With all the flaws in this idea here presented, and skillfully attacked by those who think it wooey nonsense, it still is an interesting concept, and a plausible alternative to both physicalism and standard religiousity. I don't buy it, but it is worthy of at least some consideration as a possibility among many.
Could you specify the flaws? Also, with due respect to others, I don’t think the idea was “skillfully attacked.” I got more of a sense of pre-emptive dismissal and a kind of knee-jerk invocation of “woo” charges. In fact, even if analytic idealism is wrong, it most definitely is not “woo.” A coherent metaphysics that is not obviously contradicted by evidence is never woo, even if one were to argue that there is little or no evidence in favor of it (and Kastrup argues that there is such evidence). If that were the case, then you can also write off the quantum multiverse and string theory, to take two obvious examples, as “woo.”
I had hoped that others would read the paper and address it, after I summarized the argument. Maybe some did, but I didn’t get much sense from those who reacted negatively that they had in fact read the paper.

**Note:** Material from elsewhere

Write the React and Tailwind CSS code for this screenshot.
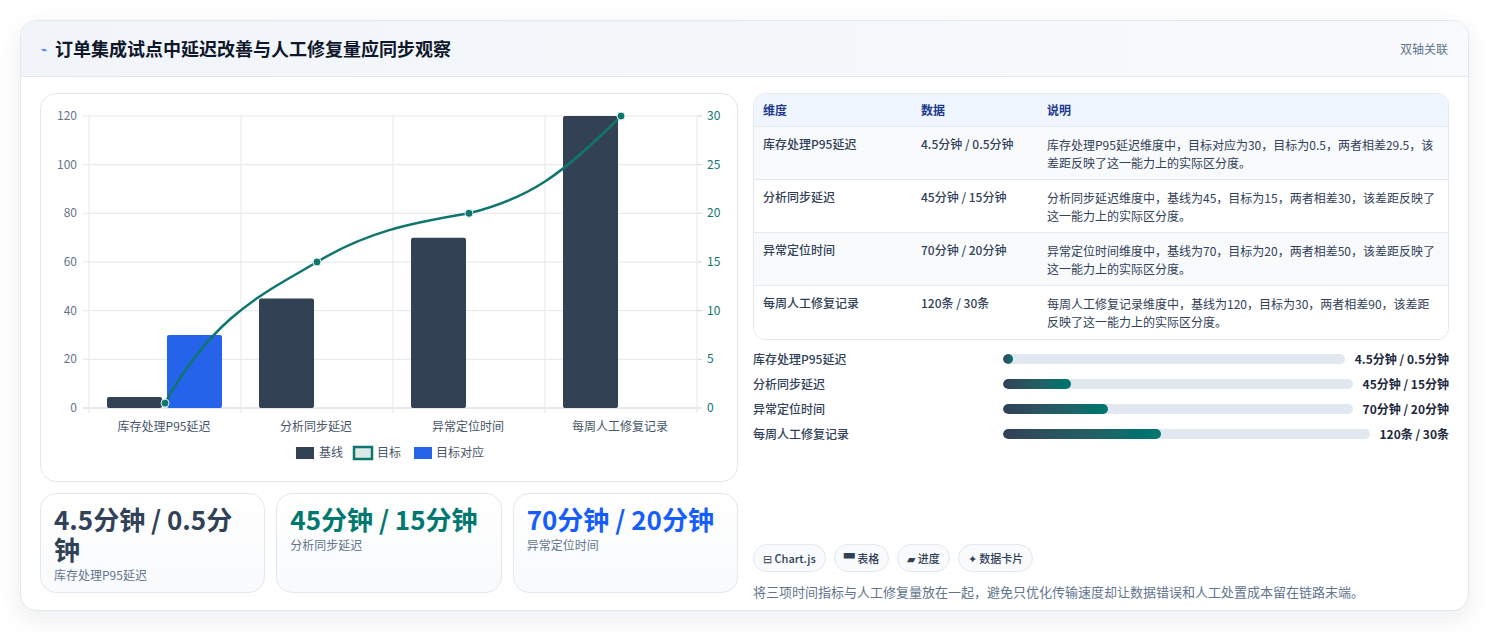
const F = { fontFamily: '"Noto Sans CJK SC","Noto Sans",sans-serif' };

function Chart() {
  const ox = 40, oy = 93;
  const X = (x) => x - ox, Y = (y) => y - oy;
  const yL = (v) => Y(407 - (v / 120) * 292);
  const yR = (v) => Y(407 - (v / 30) * 292);
  const cats = ['库存处理P95延迟', '分析同步延迟', '异常定位时间', '每周人工修复记录'];
  const base = [4.5, 45, 70, 120];
  const tgt = [0.5, 15, 20, 30];
  const cx = [164, 316, 468, 620];
  const pts = cx.map((c, i) => [X(c), yR(tgt[i])]);
  const d = `M${pts[0][0]},${pts[0][1]} C${pts[0][0] + 50},${pts[0][1] - 90} ${pts[1][0] - 50},${pts[1][1] + 30} ${pts[1][0]},${pts[1][1]} C${pts[1][0] + 50},${pts[1][1] - 30} ${pts[2][0] - 60},${pts[2][1] + 10} ${pts[2][0]},${pts[2][1]} C${pts[2][0] + 60},${pts[2][1] - 15} ${pts[3][0] - 60},${pts[3][1] + 60} ${pts[3][0]},${pts[3][1]}`;
  return (
    <svg width="697" height="388" className="block" style={F}>
      {[0, 20, 40, 60, 80, 100, 120].map((v) => (
        <g key={v}>
          <line x1={X(82)} x2={X(696)} y1={yL(v)} y2={yL(v)} stroke={v === 0 ? '#cbd5e1' : '#e5e7eb'} />
          <text x={X(76)} y={yL(v) + 4} textAnchor="end" fontSize="12" fill="#64748b">{v}</text>
        </g>
      ))}
      {[0, 5, 10, 15, 20, 25, 30].map((v) => (
        <g key={v}>
          <line x1={X(696)} x2={X(701)} y1={yR(v)} y2={yR(v)} stroke="#cbd5e1" />
          <text x={X(706)} y={yR(v) + 4} fontSize="12" fill="#0f766e">{v}</text>
        </g>
      ))}
      {[88, 240, 392, 544, 696].map((x) => (
        <line key={x} x1={X(x)} x2={X(x)} y1={Y(115)} y2={Y(412)} stroke="#e5e7eb" />
      ))}
      {base.map((v, i) => (
        <rect key={i} x={X(i === 0 ? 106 : cx[i] - 58)} y={yL(v)} width="55" height={Y(407) - yL(v)} fill="#334155" rx="2" />
      ))}
      <rect x={X(166)} y={yL(30)} width="55" height={Y(407) - yL(30)} fill="#2563eb" rx="2" />
      <path d={d} fill="none" stroke="#0f766e" strokeWidth="2.5" />
      {pts.map((p, i) => (
        <circle key={i} cx={p[0]} cy={p[1]} r="4" fill="#0f766e" stroke="#e6f2f0" strokeWidth="1" />
      ))}
      {cats.map((c, i) => (
        <text key={c} x={X(cx[i] - 1)} y={Y(430)} textAnchor="middle" fontSize="12" fill="#475569">{c}</text>
      ))}
      <g fontSize="12" fill="#475569">
        <rect x={X(295)} y={Y(446)} width="18" height="12" fill="#334155" />
        <text x={X(318)} y={Y(456)}>基线</text>
        <rect x={X(353)} y={Y(446)} width="18" height="12" fill="#dbe9e7" stroke="#0f766e" strokeWidth="2.5" />
        <text x={X(376)} y={Y(456)}>目标</text>
        <rect x={X(413)} y={Y(446)} width="18" height="12" fill="#2563eb" />
        <text x={X(435)} y={Y(456)}>目标对应</text>
      </g>
    </svg>
  );
}

const rows = [
  ['库存处理P95延迟', '4.5分钟 / 0.5分钟', '库存处理P95延迟维度中，目标对应为30，目标为0.5，两者相差29.5，该差距反映了这一能力上的实际区分度。'],
  ['分析同步延迟', '45分钟 / 15分钟', '分析同步延迟维度中，基线为45，目标为15，两者相差30，该差距反映了这一能力上的实际区分度。'],
  ['异常定位时间', '70分钟 / 20分钟', '异常定位时间维度中，基线为70，目标为20，两者相差50，该差距反映了这一能力上的实际区分度。'],
  ['每周人工修复记录', '120条 / 30条', '每周人工修复记录维度中，基线为120，目标为30，两者相差90，该差距反映了这一能力上的实际区分度。'],
];
const bars = [
  ['库存处理P95延迟', '4.5分钟 / 0.5分钟', 3],
  ['分析同步延迟', '45分钟 / 15分钟', 19.5],
  ['异常定位时间', '70分钟 / 20分钟', 30],
  ['每周人工修复记录', '120条 / 30条', 43],
];

export default function App() {
  return (
    <div className="min-h-screen bg-white pt-5 px-5" style={F}>
      <div className="w-[1449px] h-[591px] rounded-2xl border border-slate-200 bg-white shadow-[0_8px_24px_rgba(15,23,42,0.08)] overflow-hidden">
        <div className="h-[56px] flex items-center justify-between px-5 bg-gradient-to-r from-slate-100 to-slate-50 border-b border-slate-200">
          <div className="flex items-center gap-2">
            <span className="text-[10px] text-blue-600">⌁</span>
            <span className="text-[18px] font-bold text-slate-900">订单集成试点中延迟改善与人工修复量应同步观察</span>
          </div>
          <span className="text-xs text-slate-500">双轴关联</span>
        </div>
        <div className="flex gap-[15px] px-[19px] pt-4">
          <div className="w-[698px] flex flex-col gap-[11px]">
            <div className="h-[389px] rounded-2xl border border-slate-200 bg-white overflow-hidden"><Chart /></div>
            <div className="grid grid-cols-3 gap-[11px]">
              {[
                ['4.5分钟 / 0.5分钟', '库存处理P95延迟', 'text-slate-700'],
                ['45分钟 / 15分钟', '分析同步延迟', 'text-teal-700'],
                ['70分钟 / 20分钟', '异常定位时间', 'text-blue-600'],
              ].map(([v, l, c]) => (
                <div key={l} className="h-[100px] rounded-2xl border border-slate-200 bg-gradient-to-b from-white to-slate-50 px-[13px] pt-[10px]">
                  <div className={`text-[26px] leading-[30px] font-bold ${c}`}>{v}</div>
                  <div className="text-xs text-slate-500 mt-[3px]">{l}</div>
                </div>
              ))}
            </div>
          </div>
          <div className="w-[698px] flex flex-col">
            <div className="rounded-xl border border-slate-200 overflow-hidden text-xs text-slate-700">
              <div className="flex h-[33px] items-center bg-blue-50 border-b border-slate-200 font-semibold text-blue-900">
                <div className="w-[167px] pl-[9px]">维度</div><div className="w-[126px]">数据</div><div className="flex-1">说明</div>
              </div>
              {rows.map((r, i) => (
                <div key={i} className={`flex h-[53px] pt-[9px] ${i % 2 ? 'bg-white' : 'bg-slate-50'} ${i < 3 ? 'border-b border-slate-200' : ''}`}>
                  <div className="w-[167px] pl-[9px] font-medium">{r[0]}</div>
                  <div className="w-[126px] font-medium">{r[1]}</div>
                  <div className="flex-1 pr-2 leading-[18px]">{r[2]}</div>
                </div>
              ))}
            </div>
            <div className="flex flex-col gap-[7px] mt-[10px]">
              {bars.map(([l, v, p]) => (
                <div key={l} className="flex items-center gap-[10px] h-[18px] text-xs">
                  <div className="w-[240px] text-slate-700 font-medium">{l}</div>
                  <div className="flex-1 h-[10px] rounded-full bg-slate-200 overflow-hidden">
                    <div className="h-full rounded-full bg-gradient-to-r from-slate-700 to-teal-700" style={{ width: `${p}%`, minWidth: 10 }} />
                  </div>
                  <div className="font-bold text-slate-800">{v}</div>
                </div>
              ))}
            </div>
            <div className="flex gap-2 mt-[101px]">
              {['⊟ Chart.js', '▀ 表格', '▰ 进度', '✦ 数据卡片'].map((c) => (
                <span key={c} className="h-[28px] px-[9px] flex items-center rounded-full border border-slate-200 bg-slate-50 text-[11px] font-medium text-slate-700">{c}</span>
              ))}
            </div>
            <div className="text-[13px] text-slate-500 mt-[10px]">将三项时间指标与人工修复量放在一起，避免只优化传输速度却让数据错误和人工处置成本留在链路末端。</div>
          </div>
        </div>
      </div>
    </div>
  );
}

As to the ego death thing, is is not woo either. Kastrup did not formulate his idea because of psychedelics — far from it — but he, as welll as many others, reports the subjective experience of ego death in these circumstances and a feeling of “oneness” with nature. These kinds of experience under different circumstances have been reported since antiquity. Analytic idealism points to the possibility that since everything is phenomenal, some kind of subjective experience may survive death even if it is not the “I” experience of the ego.